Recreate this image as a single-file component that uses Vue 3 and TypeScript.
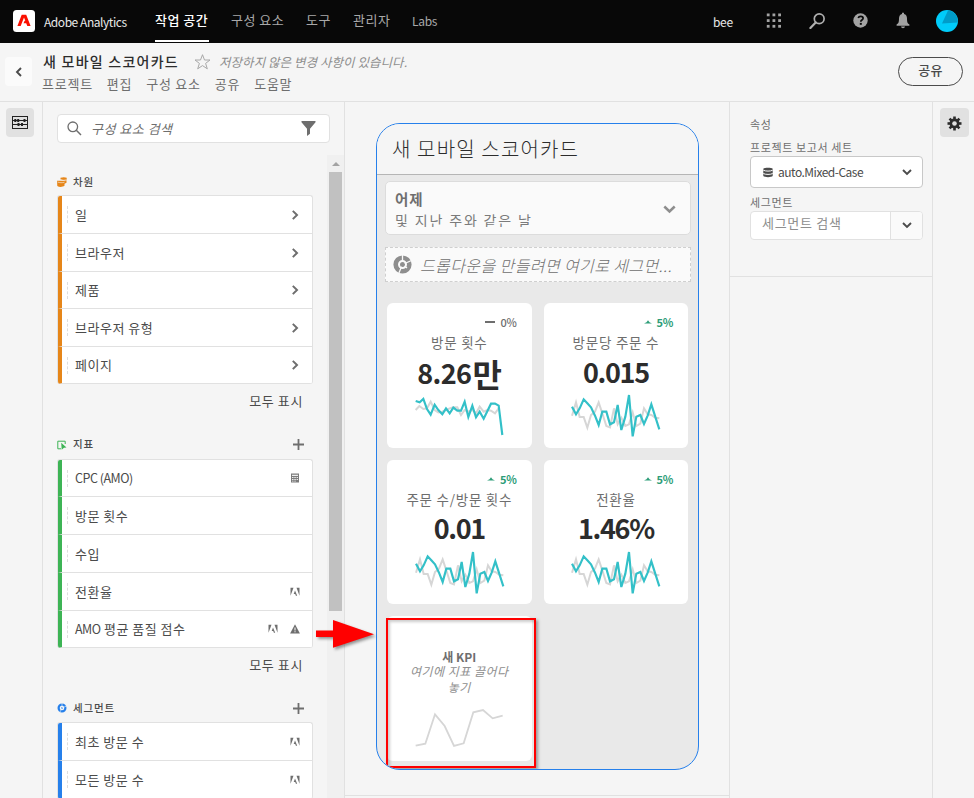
<script setup lang="ts">
type Badge = 'chevron' | 'calc' | 'adobe' | 'warn'
interface Item { name: string; badges: Badge[] }
interface Group { key: string; title: string; add: boolean; more: boolean; items: Item[] }
interface Kpi { label: string; value: string; unit?: string; delta: string; up: boolean; now: string; before: string }

const nav = [
  { label: '작업 공간', cls: 'n1' },
  { label: '구성 요소', cls: 'n2' },
  { label: '도구', cls: 'n3' },
  { label: '관리자', cls: 'n4' },
  { label: 'Labs', cls: 'n5' },
]
const menus = ['프로젝트', '편집', '구성 요소', '공유', '도움말']

const groups: Group[] = [
  {
    key: 'dim', title: '차원', add: false, more: true,
    items: ['일', '브라우저', '제품', '브라우저 유형', '페이지'].map((name) => ({ name, badges: ['chevron'] as Badge[] })),
  },
  {
    key: 'met', title: '지표', add: true, more: true,
    items: [
      { name: 'CPC (AMO)', badges: ['calc'] },
      { name: '방문 횟수', badges: [] },
      { name: '수입', badges: [] },
      { name: '전환율', badges: ['adobe'] },
      { name: 'AMO 평균 품질 점수', badges: ['adobe', 'warn'] },
    ],
  },
  {
    key: 'seg', title: '세그먼트', add: true, more: false,
    items: [
      { name: '최초 방문 수', badges: ['adobe'] },
      { name: '모든 방문 수', badges: ['adobe'] },
    ],
  },
]

// Latin runs are set tighter than Hangul runs.
const runs = (text: string) =>
  (text.match(/[A-Z()]+(?: \([A-Z]+\))?|[^A-Z()]+/g) ?? []).map((t) => ({ t, latin: /[A-Z]/.test(t) }))

const waveNow = '87,56 99,79 110,61 122,34 133,46 144,58 156,83 167,111 178,71 190,71 201,109 213,103 224,51 235,126 247,86 258,21 269,145 280,86 292,81 303,108 314,83 325,49 349,124'
const waveBefore = '87,83 99,43 110,87 122,87 133,119 144,81 156,71 167,43 178,76 190,114 201,118 213,61 224,109 235,89 247,114 258,109 269,73 280,114 292,107 303,61 314,79 325,81 336,89 349,91'

const kpis: Kpi[] = [
  {
    label: '방문 횟수', value: '8.26', unit: '만', delta: '0%', up: false,
    now: '86,39 98,43 109,33 120,63 131,80 143,50 154,66 166,79 177,61 188,76 199,59 211,68 222,68 233,41 244,87 256,53 267,88 278,71 290,92 312,47 324,47 335,53 346,141',
    before: '86,66 97,54 109,63 120,61 131,41 143,66 154,73 166,71 177,66 188,61 199,58 211,58 222,81 233,66 244,71 256,66 267,76 278,56 290,71 301,66 312,68 324,76 335,61',
  },
  { label: '방문당 주문 수', value: '0.015', delta: '5%', up: true, now: waveNow, before: waveBefore },
  { label: '주문 수/방문 횟수', value: '0.01', delta: '5%', up: true, now: waveNow, before: waveBefore },
  { label: '전환율', value: '1.46%', delta: '5%', up: true, now: waveNow, before: waveBefore },
]
</script>

<template>
  <div class="app">
    <header class="topbar">
      <svg class="logo" viewBox="0 0 22 22"><rect width="22" height="22" rx="3.5" fill="#fff" /><path d="M8.700 4.700h4.500l4.400 11.300h-3.300l-1.100-2.700h-2.700l1.100-2.500h.7l-1.300-3.200-3.300 8.400H4.400z" fill="#fa0f00" /></svg>
      <span class="product">Adobe Analytics</span>
      <nav class="nav">
        <a v-for="(n, i) in nav" :key="n.label" :class="[n.cls, { on: i === 0 }]">{{ n.label }}</a>
      </nav>
      <div class="tools">
        <span class="user">bee</span>
        <svg class="t-grid" width="16" height="16" viewBox="0 0 16 16" fill="#a3a3a3"><template v-for="r in 3" :key="r"><rect v-for="c in 3" :key="c" :x="(c - 1) * 5.7 + 1.8" :y="(r - 1) * 5.7 + 0.5" width="2.8" height="2.8" /></template></svg>
        <svg class="t-search" width="16" height="16" viewBox="0 0 16 16" fill="none" stroke="#b0b0b0"><circle cx="10.200" cy="5.800" r="4.900" stroke-width="1.700" /><path d="M6.700 9.400 1.400 15" stroke-width="2.200" stroke-linecap="round" /></svg>
        <svg class="t-help" width="15" height="15" viewBox="0 0 15 15"><circle cx="7.500" cy="7.500" r="7.200" fill="#a3a3a3" /><path d="M5.200 5.100c.4-1.200 1.300-1.700 2.500-1.700 1.400 0 2.400.7 2.400 1.900 0 1.800-2.300 1.700-2.300 3.400" fill="none" stroke="#080808" stroke-width="1.700" /><rect x="6.800" y="9.900" width="2" height="1.900" fill="#080808" /></svg>
        <svg class="t-bell" width="14" height="17" viewBox="0 0 14 17" fill="#a3a3a3"><path d="M6 .8h2v1.200c2 .5 3 2.200 3 4.500 0 4 .7 5 2.400 6v1.200H.6v-1.200C2.300 11.500 3 10.500 3 6.500 3 4.200 4 2.500 6 2zM5 14.600h4c-.2 1-1 1.700-2 1.700s-1.800-.7-2-1.700z" /></svg>
        <svg class="t-avatar" width="22" height="22" viewBox="0 0 22 22"><circle cx="11" cy="11" r="11" fill="#00ccfa" /><path d="M12 .6C18 1 22 6 21.800 12.400L6 13.600z" fill="#009cc9" /></svg>
      </div>
    </header>

    <div class="project">
      <button class="back"><svg width="8" height="10" viewBox="0 0 8 10" fill="none" stroke="#4b4b4b" stroke-width="1.900"><path d="M6 1 2 5l4 4" /></svg></button>
      <div class="titles">
        <div class="line1">
          <h1>새 모바일 스코어카드</h1>
          <svg class="star" width="17" height="16" viewBox="0 0 17 16"><path d="m8.500.700 2 5.300h5.500l-4.400 3.400 1.700 5.400-4.800-3.200-4.800 3.200 1.700-5.400L1 6h5.500z" fill="none" stroke="#a8a8a8" /></svg>
          <em>저장하지 않은 변경 사항이 있습니다.</em>
        </div>
        <div class="line2"><span v-for="m in menus" :key="m">{{ m }}</span></div>
      </div>
      <button class="share">공유</button>
    </div>

    <main class="body">
      <aside class="rail">
        <button class="railbtn"><svg width="16" height="13" viewBox="0 0 16 13"><path d="M.5 0v13M15.500 0v13M0 .500h16M0 12.500h16M0 4.500h16M0 8.500h16" fill="none" stroke="#222" stroke-width="1" /><path d="M2.300 3h2v3h-2zM5.200 3h2v3h-2zM11.500 3h2v3h-2zM5.500 7h2v3h-2zM9 7h2v3H9z" fill="#222" /></svg></button>
      </aside>

      <section class="left">
        <div class="search">
          <svg width="15" height="15" viewBox="0 0 15 15" fill="none" stroke="#6e6e6e"><circle cx="5.800" cy="5.800" r="4.800" stroke-width="1.300" /><path d="m9.300 9.300 4.700 4.700" stroke-width="1.500" /></svg>
          <em>구성 요소 검색</em>
          <svg width="15" height="15" viewBox="0 0 15 15" fill="#6e6e6e"><path d="M.5 0h14v1.200L9 7.800v5l-3 2.200V7.800L.5 1.200z" /></svg>
        </div>
        <div class="scroller">
          <div class="groups">
            <div v-for="g in groups" :key="g.key" class="group" :class="g.key">
              <div class="ghead">
                <svg v-if="g.key === 'dim'" width="10" height="10" viewBox="0 0 10 10"><path d="M3.500.800C5.500 0 8 0 9.700.700v2L8.500 3.500 3.500 2.500z" fill="#e68619" /><path d="M0 3.800h7.500l2-.6v2.600l-2 1v2C5.500 10.300 2 10.300.300 9z" fill="#e68619" /><path d="M3.500 2.700c2 .7 4 .7 6 0M.5 5c2 .9 5 .9 7 .2" stroke="#f5f5f5" stroke-width=".6" fill="none" /></svg>
                <svg v-else-if="g.key === 'met'" width="10" height="10" viewBox="0 0 10 10"><path d="M4 8.800H.8V1.200h7.400V4" fill="none" stroke="#3db455" /><path d="M4.200 2.800 9.500 7.500 7 7.700 4.700 9.800z" fill="#3db455" /></svg>
                <svg v-else width="10" height="10" viewBox="0 0 10 10"><circle cx="5" cy="5" r="3.400" fill="none" stroke="#2680eb" stroke-width="2.200" /><circle cx="5" cy="5" r="1" fill="#2680eb" /><path d="M5 5V0M5 5l4.500-2M5 5 2.500 10" stroke="#f5f5f5" stroke-width=".6" /></svg>
                <b>{{ g.title }}</b>
                <svg v-if="g.add" class="plus" width="11" height="11" viewBox="0 0 11 11"><path d="M5.500 0v11M0 5.500h11" stroke="#6e6e6e" stroke-width="1.800" /></svg>
              </div>
              <ul>
                <li v-for="it in g.items" :key="it.name">
                  <i class="grip"></i>
                  <span class="name"><span v-for="r in runs(it.name)" :key="r.t" :class="{ latin: r.latin }">{{ r.t }}</span></span>
                  <template v-for="b in it.badges" :key="b">
                    <svg v-if="b === 'chevron'" width="10" height="10" viewBox="0 0 10 10"><path d="m2.800.900 4.200 4.100-4.200 4.100" fill="none" stroke="#6e6e6e" stroke-width="2" /></svg>
                    <svg v-else-if="b === 'calc'" width="10" height="10" viewBox="0 0 10 10"><path d="M1 .500h8v9H1z" fill="#7c7c7c" /><path d="M2 1.700h6v1.300H2zM2 4h1.500v1H2zM4.300 4h1.500v1H4.300zM6.600 4H8v1H6.600zM2 6h1.500v1H2zM4.300 6h1.500v1H4.300zM6.600 6H8v1H6.600zM2 7.800h1.500v.8H2zM4.300 7.800h1.500v.8H4.300z" fill="#eee" /></svg>
                    <svg v-else-if="b === 'adobe'" width="10" height="10" viewBox="0 0 10 10"><path d="M.5.800h3L.5 8.800zM9.500.800h-3l3 8zM5 3.600l2.200 5.200H5.900L5.200 7H3.700z" fill="#6e6e6e" /></svg>
                    <svg v-else width="10" height="10" viewBox="0 0 10 10"><path d="M5 .300 9.900 9.500H.1z" fill="#6e6e6e" /><path d="M5 3.500v3M5 7.200v1.100" stroke="#fff" /></svg>
                  </template>
                </li>
              </ul>
              <a v-if="g.more" class="more">모두 표시</a>
            </div>
          </div>
          <div class="bar"><i class="scroll-up"></i><i class="thumb"></i></div>
        </div>
      </section>

      <section class="center">
        <div class="phone">
          <h2>새 모바일 스코어카드</h2>
          <div class="screen">
            <div class="range">
              <div><b>어제</b><p>및 지난 주와 같은 날</p></div>
              <svg width="13" height="9" viewBox="0 0 13 9"><path d="m1.300 1.500 5.200 5 5.200-5" fill="none" stroke="#8e8e8e" stroke-width="2.500" /></svg>
            </div>
            <div class="drop">
              <svg width="19" height="19" viewBox="0 0 19 19"><circle cx="9.500" cy="9.500" r="6.800" fill="none" stroke="#8e8e8e" stroke-width="4.600" /><circle cx="9.500" cy="9.500" r="2.500" fill="#8e8e8e" /><path d="M9.500 7V0M11.700 8.500 18.500 5.500M8.500 11.700 5.500 19M11.500 11l2.500 2" stroke="#fafafa" stroke-width="1.300" /></svg>
              <em>드롭다운을 만들려면 여기로 세그먼...</em>
            </div>
            <div class="grid">
              <article v-for="k in kpis" :key="k.label" class="kpi">
                <div class="delta" :class="{ rise: k.up }">
                  <svg v-if="k.up" width="8" height="4" viewBox="0 0 8 4"><path d="M0 3.500Q3 2.500 4 .200 5 2.500 8 3.500z" fill="#2d9d78" /></svg>
                  <svg v-else width="10" height="2" viewBox="0 0 10 2"><path d="M0 1h10" stroke="#6e6e6e" stroke-width="2" /></svg>
                  <span>{{ k.delta }}</span>
                </div>
                <div class="label">{{ k.label }}</div>
                <div class="value" :class="{ tight: !k.unit }">{{ k.value }}<span v-if="k.unit">{{ k.unit }}</span></div>
                <svg class="spark" viewBox="0 0 435 165" fill="none"><polyline :points="k.before" stroke="#d6d6d6" stroke-width="6" /><polyline :points="k.now" stroke="#33c0c8" stroke-width="6.500" /></svg>
              </article>
              <article class="kpi fresh">
                <b>새 KPI</b>
                <em>여기에 지표 끌어다<br />놓기</em>
                <svg class="spark" viewBox="0 0 435 165" fill="none"><polyline points="86,134 115,128 144,40 173,75 201,135 230,127 259,34 288,27 317,52 347,44" stroke="#d6d6d6" stroke-width="5.500" /></svg>
                <div class="mark"></div>
              </article>
            </div>
          </div>
        </div>
        <div class="foot"></div>
      </section>

      <section class="props">
        <div class="panel">
          <h3>속성</h3>
          <label>프로젝트 보고서 세트</label>
          <div class="select">
            <svg width="10" height="11" viewBox="0 0 10 11"><path d="M.3 1.700C1.500.3 8.500.3 9.700 1.700v7.300c-1.200 1.500-8.200 1.500-9.400 0z" fill="#4b4b4b" /><path d="M.3 3.200c2 1.200 7.400 1.200 9.400 0M.3 6.500c2 1.200 7.400 1.200 9.400 0" fill="none" stroke="#fff" /></svg>
            <span>auto.Mixed-Case</span>
            <svg width="10" height="7" viewBox="0 0 10 7"><path d="m1 1 4 4 4-4" fill="none" stroke="#4b4b4b" stroke-width="1.900" /></svg>
          </div>
          <label class="l2">세그먼트</label>
          <div class="combo">
            <span>세그먼트 검색</span>
            <button><svg width="10" height="7" viewBox="0 0 10 7"><path d="m1 1 4 4 4-4" fill="none" stroke="#4b4b4b" stroke-width="1.900" /></svg></button>
          </div>
        </div>
      </section>

      <aside class="rail right">
        <button class="railbtn"><svg width="15" height="15" viewBox="-7.500 -7.500 15 15"><g fill="#2c2c2c"><rect v-for="a in 4" :key="a" x="-1.300" y="-7" width="2.600" height="14" :transform="`rotate(${a * 45})`" /></g><circle r="3.700" fill="none" stroke="#2c2c2c" stroke-width="2.600" /><circle r="2.300" fill="#e1e1e1" /></svg></button>
      </aside>
    </main>

    <svg class="arrow" width="64" height="36" viewBox="0 0 64 36"><path d="M1 12.500h17V2l41 14.300L18 29.700V19H1z" fill="#f00" /></svg>
  </div>
</template>

<style>
body { margin: 0; overflow: hidden; }
</style>

<style scoped>
* { box-sizing: border-box; margin: 0; padding: 0; }
.app { width: 974px; height: 798px; overflow: hidden; position: relative; display: flex; flex-direction: column; background: #f5f5f5; color: #4b4b4b; font-family: "Noto Sans CJK KR", "Noto Sans", sans-serif; font-size: 13px; line-height: 16px; white-space: nowrap; }
svg { display: block; flex: none; }
button { font: inherit; color: inherit; border: 0; background: none; }

.topbar { height: 43px; flex: none; display: flex; align-items: center; background: #080808; padding-left: 13px; padding-right: 16px; }
.logo { width: 22px; height: 22px; margin-bottom: 2px; }
.product { margin-left: 9px; width: 111px; color: #e8e8e8; font-size: 12px; letter-spacing: -.45px; }
.nav { display: flex; align-self: stretch; }
.nav a { color: #a8a8a8; padding-top: 12px; letter-spacing: .5px; }
.nav a.on { color: #fff; border-bottom: 2px solid #fff; margin-bottom: 1px; font-weight: 500; }
.n1 { width: 54px; margin-right: 22px; }
.n2 { width: 75px; }
.n3 { width: 47px; }
.n4 { width: 59px; }
.nav .n5 { font-size: 12px; letter-spacing: -.3px; padding-top: 13px; }
.tools { margin-left: auto; display: flex; align-items: center; height: 100%; }
.tools svg { margin-bottom: 2px; }
.user { color: #e8e8e8; font-size: 12px; letter-spacing: -.3px; width: 52px; }
.t-search { margin-left: 28px; }
.t-help { margin-left: 28px; }
.t-bell { margin-left: 28px; }
.t-avatar { margin-left: 26px; }

.project { height: 59px; flex: none; display: flex; border-bottom: 1px solid #e1e1e1; padding: 14px 11px 0 5px; }
.back { width: 27px; height: 29px; border-radius: 4px; background: #fbfbfb; display: flex; align-items: center; justify-content: center; }
.titles { margin-left: 10px; margin-top: -5px; }
.line1 { display: flex; align-items: center; height: 20px; }
h1 { font-size: 14px; font-weight: 500; color: #2c2c2c; letter-spacing: 1.250px; width: 152px; padding-left: 1px; margin-top: -2px; }
.star { margin-bottom: 1px; }
.line1 em { color: #8e8e8e; font-size: 12.500px; margin-left: 8px; letter-spacing: .05px; }
.line2 { display: flex; gap: 14px; margin-top: 4px; color: #6e6e6e; letter-spacing: .75px; }
.share { margin-left: auto; width: 65px; height: 29px; border: 1px solid #4b4b4b; border-radius: 15px; font-weight: 500; letter-spacing: .4px; line-height: 24px; padding-bottom: 3px; }

.body { flex: 1; display: flex; min-height: 0; }
.rail { width: 43px; border-right: 1px solid #e1e1e1; padding: 6px 0 0 6px; }
.rail.right { width: 41px; border: 0; padding-left: 7px; }
.railbtn { width: 28px; height: 29px; border-radius: 4px; background: #e1e1e1; display: flex; align-items: center; justify-content: center; }
.right .railbtn { width: 29px; padding-top: 1px; }

.left { width: 302px; border-right: 1px solid #e1e1e1; display: flex; flex-direction: column; padding: 12px 0 0 14px; }
.search { width: 273px; height: 29px; flex: none; display: flex; align-items: center; background: #fff; border: 1px solid #e1e1e1; border-radius: 4px; padding: 0 13px 0 9px; }
.search em { flex: 1; margin-left: 9px; color: #6e6e6e; letter-spacing: .5px; }
.scroller { flex: 1; min-height: 0; display: flex; margin-top: 12px; }
.groups { width: 256px; padding-top: 17px; overflow: hidden; }
.bar { margin-left: 14px; width: 17px; background: #f0f0f0; padding: 7px 0 0 2px; }
.scroll-up { display: block; width: 0; border: 4px solid transparent; border-top: 0; border-bottom-color: #a3a3a3; margin-left: 3px; }
.thumb { display: block; margin-top: 6px; width: 13px; height: 439px; background: #c1c1c1; }
.ghead { display: flex; align-items: center; height: 23px; padding-right: 9px; }
.ghead svg:first-child { margin-bottom: 4px; }
.ghead b { font-size: 10.500px; font-weight: 500; margin-left: 6px; flex: 1; color: #4b4b4b; letter-spacing: .8px; margin-bottom: 3px; }
.ghead .plus { margin-bottom: 2px; }
.met .ghead { height: 27px; }
.seg .ghead { height: 26px; }
.met .ghead svg:first-child, .seg .ghead svg:first-child { margin-bottom: 2px; }
.seg .ghead b { margin-bottom: 2px; }
ul { list-style: none; border: 1px solid #e1e1e1; border-bottom: 0; border-radius: 3px; overflow: hidden; background: #fff; }
li { height: 38px; display: flex; align-items: center; gap: 12px; border-bottom: 1px solid #e1e1e1; border-left: 4px solid; padding-right: 12px; }
.dim li:nth-child(3), .met li:first-child, li:nth-child(5) { height: 37px; }
.dim li { border-left-color: #e68619; }
.met li { border-left-color: #3db455; }
.seg li { border-left-color: #2680eb; }
.name { flex: 1; margin-left: -10px; letter-spacing: .5px; color: #4b4b4b; white-space: pre; }
.latin { font-size: 12.500px; letter-spacing: -.5px; }
.grip { height: 17px; width: 6px; margin-left: 5px; border-left: 1px dashed #ddd; }
.more { display: block; text-align: right; padding: 9px 10px 0 0; height: 48px; letter-spacing: .6px; }

.center { width: 385px; border-right: 1px solid #e1e1e1; padding: 21px 0 0 31px; }
.phone { width: 323px; height: 647px; border: 1px solid #2680eb; border-radius: 24px; overflow: hidden; background: #e9e9e9; }
h2 { height: 51px; background: #f5f5f5; font-size: 20px; font-weight: 300; line-height: 49px; padding-left: 15px; color: #2c2c2c; letter-spacing: 1.150px; border-bottom: 1px solid #b5b5b5; }
.screen { padding: 6px 8px 0; }
.range { width: 306px; height: 54px; display: flex; justify-content: space-between; align-items: flex-start; background: #fafafa; border: 1px solid #dcdcdc; border-radius: 5px; padding: 0 14px 0 9px; color: #6e6e6e; }
.range svg { margin-top: 23px; }
.range b { display: block; font-size: 14.500px; line-height: 20px; padding-top: 7px; letter-spacing: .8px; }
.range p { font-size: 14px; height: 17px; line-height: 21px; overflow: hidden; color: #7b7b7b; letter-spacing: 1.850px; margin-top: 1px; }
.drop { margin-top: 12px; width: 306px; height: 35px; display: flex; align-items: center; background: #fafafa; border: 1px dashed #cfcfcf; padding-left: 7px; }
.drop em { margin-left: 8px; font-size: 16px; font-weight: 300; color: #6e6e6e; letter-spacing: .4px; }
.grid { display: grid; grid-template-columns: 144.600px 144.600px; grid-auto-rows: 144.600px; gap: 12px; margin: 21px 0 0 2px; }
.kpi { background: #fff; border-radius: 6px; display: flex; flex-direction: column; align-items: center; position: relative; }
.delta { align-self: flex-end; display: flex; align-items: center; gap: 5px; margin: 12px 15px 0 0; height: 14px; font-size: 11px; font-weight: 500; color: #6e6e6e; letter-spacing: -.2px; }
.delta.rise { color: #2d9d78; font-weight: 700; }
.label { margin-top: 5px; font-size: 13.500px; color: #6e6e6e; line-height: 16px; letter-spacing: .75px; }
.value { display: flex; align-items: center; height: 38px; padding-top: 7px; font-size: 27px; font-weight: 700; color: #2c2c2c; letter-spacing: -.6px; }
.value.tight { letter-spacing: -1.350px; padding-top: 5px; }
.value span { font-size: 32px; margin-left: 1px; }
.spark { width: 145px; height: 55px; }
.fresh b { margin-top: 33px; font-size: 12px; color: #6e6e6e; line-height: 16px; }
.fresh em { font-size: 12px; text-align: center; color: #8e8e8e; line-height: 16px; height: 36px; letter-spacing: .5px; margin-top: -2px; margin-bottom: 2px; }
.mark { position: absolute; left: -1px; top: 1.500px; width: 150px; height: 150px; border: 2px solid #f00; box-shadow: 2px 2px 3px rgba(0, 0, 0, .35), inset 2px 2px 3px rgba(0, 0, 0, .2); }
.foot { margin: 25px 0 0 -31px; border-top: 1px solid #e1e1e1; }

.props { width: 203px; border-right: 1px solid #e1e1e1; }
.panel { height: 175px; width: 202px; border-bottom: 1px solid #e1e1e1; padding: 14px 0 0 20px; color: #6e6e6e; }
h3, label { display: block; font-size: 11px; font-weight: 400; letter-spacing: .6px; }
label { margin-top: 7px; height: 17px; }
.select { width: 173px; height: 32px; border: 1px solid #c8c8c8; border-radius: 4px; background: #fff; display: flex; align-items: center; padding: 0 10px 0 12px; color: #4b4b4b; font-size: 12px; letter-spacing: -.5px; }
.select span { flex: 1; margin-left: 5px; }
.l2 { margin-top: 6px; }
.combo { width: 173px; height: 29px; border: 1px solid #e1e1e1; border-radius: 4px; background: #fff; display: flex; overflow: hidden; color: #8e8e8e; }
.combo span { flex: 1; padding: 3px 0 0 11px; letter-spacing: .7px; }
.combo button { width: 32px; background: #fafafa; border-left: 1px solid #e1e1e1; display: flex; align-items: center; justify-content: center; }

.arrow { position: absolute; left: 315px; top: 618px; filter: drop-shadow(2px 2px 1.500px rgba(0, 0, 0, .4)); }
</style>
____
**Short problem**
Everything from the top line of the data down to and including the line with "const menus = ['프로젝트', '편집', '구성" is to be copied, except the pictures.

**Result of this exercise**
Recreate this image as a single-file component that uses Vue 3 and TypeScript.
<script setup lang="ts">
type Badge = 'chevron' | 'calc' | 'adobe' | 'warn'
interface Item { name: string; badges: Badge[] }
interface Group { key: string; title: string; add: boolean; more: boolean; items: Item[] }
interface Kpi { label: string; value: string; unit?: string; delta: string; up: boolean; now: string; before: string }

const nav = [
  { label: '작업 공간', cls: 'n1' },
  { label: '구성 요소', cls: 'n2' },
  { label: '도구', cls: 'n3' },
  { label: '관리자', cls: 'n4' },
  { label: 'Labs', cls: 'n5' },
]
const menus = ['프로젝트', '편집', '구성 요소', '공유', '도움말']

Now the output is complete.